- Court: United States Court of Appeals for the Ninth Circuit
- Full case name: White v. Samsung Electronics America, Inc.
- Argued: June 7, 1991
- Decided: July 29, 1992
- Citation: 971 F.2d 1395 (9th Cir. 1992);

Case history
- Prior history: Appeal from C.D. Cal.
- Subsequent history: En banc review denied, 989 F.2d 1512 (9th Cir. 1993)

Holding
- The common law doctrine of right of publicity is not limited to only those instances in which an individual's name or appearance is appropriated.

Court membership
- Judges sitting: Alfred Goodwin, Harry Pregerson, Arthur Alarcón

Case opinions
- Majority: Goodwin, joined by Pregerson

Laws applied
- Lanham Act (15 U.S.C. § 1125)

= White v. Samsung Electronics America, Inc. =

American legal case

White v. Samsung Electronics America, Inc., 971 F.2d 1395 (9th Cir. 1992); 989 F.2d 1512 (9th Cir. 1993), is a 1992 and 1993 case of the United States Court of Appeals for the Ninth Circuit upholding a cause of action on the part of TV show personality Vanna White against Samsung for depicting a robot on a Wheel of Fortune–style set in a humorous advertisement.

==Facts==
Wheel of Fortune hostess Vanna White had established herself as a TV personality, and consequently appeared as a spokesperson for advertisers. Samsung produced a television commercial advertising its VCRs, showing a robot wearing a dress and with other similarities to White standing beside a Wheel of Fortune game board. Samsung, in their own internal documents, called this the "Vanna White ad". White sued Samsung for violations of California Civil Code section 3344, California common law right of publicity, and the federal Lanham Act. The United States District Court for the Southern District of California granted summary judgment against White on all counts, and White appealed.

==Result==
The Ninth Circuit reversed the District Court, finding that White had a cause of action based on the value of her image, and that Samsung had appropriated this image. Samsung's assertion that this was a parody was found to be unavailing, as the intent of the ad was not to make fun of White's characteristics, but to sell VCRs.

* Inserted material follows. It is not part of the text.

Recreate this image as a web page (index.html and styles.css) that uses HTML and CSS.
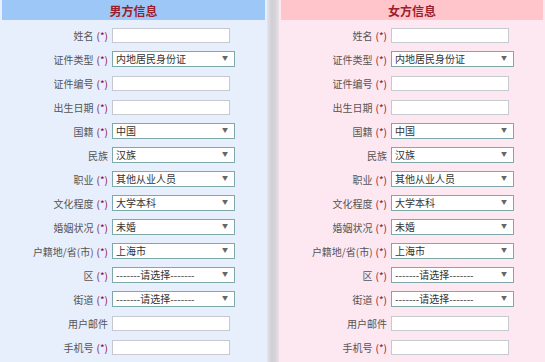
FILE: index.html
```html
<!DOCTYPE html>
<html lang="zh-CN">
<head>
    <meta charset="UTF-8">
    <meta name="viewport" content="width=device-width, initial-scale=1.0">
    <title>婚姻登记信息</title>
    <link rel="stylesheet" href="styles.css">
</head>
<body>
    <div class="page">
        <div class="panel male">
            <h2 class="panel-title">男方信息</h2>
            <div class="row"><label>姓名<span class="req">(*)</span></label><input type="text" class="txt"></div>
            <div class="row"><label>证件类型<span class="req">(*)</span></label><span class="sel"><select><option>内地居民身份证</option></select></span></div>
            <div class="row"><label>证件编号<span class="req">(*)</span></label><input type="text" class="txt"></div>
            <div class="row"><label>出生日期<span class="req">(*)</span></label><input type="text" class="txt"></div>
            <div class="row"><label>国籍<span class="req">(*)</span></label><span class="sel"><select><option>中国</option></select></span></div>
            <div class="row"><label>民族</label><span class="sel"><select><option>汉族</option></select></span></div>
            <div class="row"><label>职业<span class="req">(*)</span></label><span class="sel"><select><option>其他从业人员</option></select></span></div>
            <div class="row"><label>文化程度<span class="req">(*)</span></label><span class="sel"><select><option>大学本科</option></select></span></div>
            <div class="row"><label>婚姻状况<span class="req">(*)</span></label><span class="sel"><select><option>未婚</option></select></span></div>
            <div class="row"><label>户籍地/省(市)<span class="req">(*)</span></label><span class="sel"><select><option>上海市</option></select></span></div>
            <div class="row"><label>区<span class="req">(*)</span></label><span class="sel"><select><option>-------请选择-------</option></select></span></div>
            <div class="row"><label>街道<span class="req">(*)</span></label><span class="sel"><select><option>-------请选择-------</option></select></span></div>
            <div class="row"><label>用户邮件</label><input type="text" class="txt"></div>
            <div class="row"><label>手机号<span class="req">(*)</span></label><input type="text" class="txt"></div>
        </div>

        <div class="divider"></div>

        <div class="panel female">
            <h2 class="panel-title">女方信息</h2>
            <div class="row"><label>姓名<span class="req">(*)</span></label><input type="text" class="txt"></div>
            <div class="row"><label>证件类型<span class="req">(*)</span></label><span class="sel"><select><option>内地居民身份证</option></select></span></div>
            <div class="row"><label>证件编号<span class="req">(*)</span></label><input type="text" class="txt"></div>
            <div class="row"><label>出生日期<span class="req">(*)</span></label><input type="text" class="txt"></div>
            <div class="row"><label>国籍<span class="req">(*)</span></label><span class="sel"><select><option>中国</option></select></span></div>
            <div class="row"><label>民族</label><span class="sel"><select><option>汉族</option></select></span></div>
            <div class="row"><label>职业<span class="req">(*)</span></label><span class="sel"><select><option>其他从业人员</option></select></span></div>
            <div class="row"><label>文化程度<span class="req">(*)</span></label><span class="sel"><select><option>大学本科</option></select></span></div>
            <div class="row"><label>婚姻状况<span class="req">(*)</span></label><span class="sel"><select><option>未婚</option></select></span></div>
            <div class="row"><label>户籍地/省(市)<span class="req">(*)</span></label><span class="sel"><select><option>上海市</option></select></span></div>
            <div class="row"><label>区<span class="req">(*)</span></label><span class="sel"><select><option>-------请选择-------</option></select></span></div>
            <div class="row"><label>街道<span class="req">(*)</span></label><span class="sel"><select><option>-------请选择-------</option></select></span></div>
            <div class="row"><label>用户邮件</label><input type="text" class="txt"></div>
            <div class="row"><label>手机号<span class="req">(*)</span></label><input type="text" class="txt"></div>
        </div>
    </div>
</body>
</html>
```

FILE: styles.css
```css
body {
  margin: 0;
  font-family: "Noto Sans CJK SC", "Liberation Sans", sans-serif;
  font-size: 10px;
  color: #555;
  background-color: #fdf0f5;
}

.page {
  display: flex;
  height: 362px;
  overflow: hidden;
}

.panel {
  padding: 0 2px;
}

.male {
  width: 263px;
  background-color: #e7eefc;
}

.female {
  flex: 1;
  background-color: #fde7f0;
}

.divider {
  width: 12px;
  background: linear-gradient(to right, #e2e4ea, #cfcfd4 40%, #d6d3d8 70%, #ece3e8);
}

.panel-title {
  margin: 0 0 3px;
  height: 20px;
  line-height: 21px;
  font-size: 12px;
  font-weight: bold;
  text-align: center;
  color: #9a1e2c;
}

.male .panel-title {
  background-color: #9dc7f6;
}

.female .panel-title {
  background-color: #ffc5cb;
}

.row {
  display: flex;
  align-items: center;
  gap: 4px;
  height: 24px;
}

.row label {
  width: 106px;
  text-align: right;
  white-space: nowrap;
}

.req {
  margin-left: 3px;
  color: #8c1030;
}

.txt {
  box-sizing: border-box;
  width: 118px;
  height: 15px;
  margin: 0;
  padding: 0 3px;
  border: 1px solid #c6c9cf;
  background-color: #fff;
}

.sel {
  position: relative;
  display: block;
}

.sel select {
  appearance: none;
  box-sizing: border-box;
  width: 123px;
  height: 16px;
  margin: 0;
  padding: 0 3px;
  border: 1px solid #7fa8aa;
  border-radius: 0;
  background-color: #fff;
  font-family: inherit;
  font-size: 10px;
  color: #333;
  line-height: 14px;
}

.sel::after {
  content: "▼";
  position: absolute;
  right: 7px;
  top: 3px;
  font-size: 6px;
  line-height: 8px;
  color: #666;
  pointer-events: none;
}
```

White, whose annual income is estimated to be over $4 million, sought $6.9 million in damages. Following the appeals, White returned to the District Court, and was ultimately awarded $403,000 for the use of her image.

==Dissent==

Judge Alex Kozinski dissented from an order rejecting the suggestion for rehearing en banc an appeal filed by Vanna White, stating "All creators draw in part on the work of those who came before, referring to it, building on it, poking fun at it; we call this creativity, not piracy."

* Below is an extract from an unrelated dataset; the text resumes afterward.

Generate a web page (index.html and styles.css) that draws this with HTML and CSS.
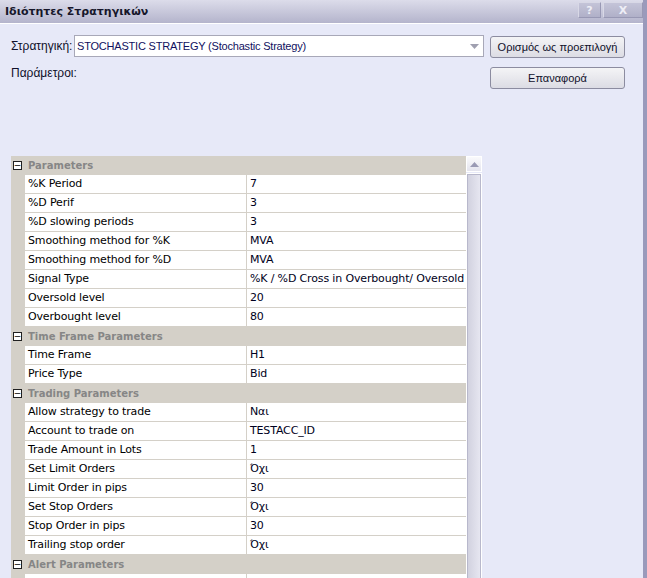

An extended extract from the opinion is widely quoted:

Overprotecting intellectual property is as harmful as underprotecting it. Creativity is impossible without a rich public domain. Nothing today, likely nothing since we tamed fire, is genuinely new: Culture, like science and technology, grows by accretion, each new creator building on the works of those who came before. Overprotection stifles the very creative forces it's supposed to nurture.

Kozinski's dissent in White is also famous for his sarcastic remark that "for better or worse, we are the Court of Appeals for the Hollywood Circuit".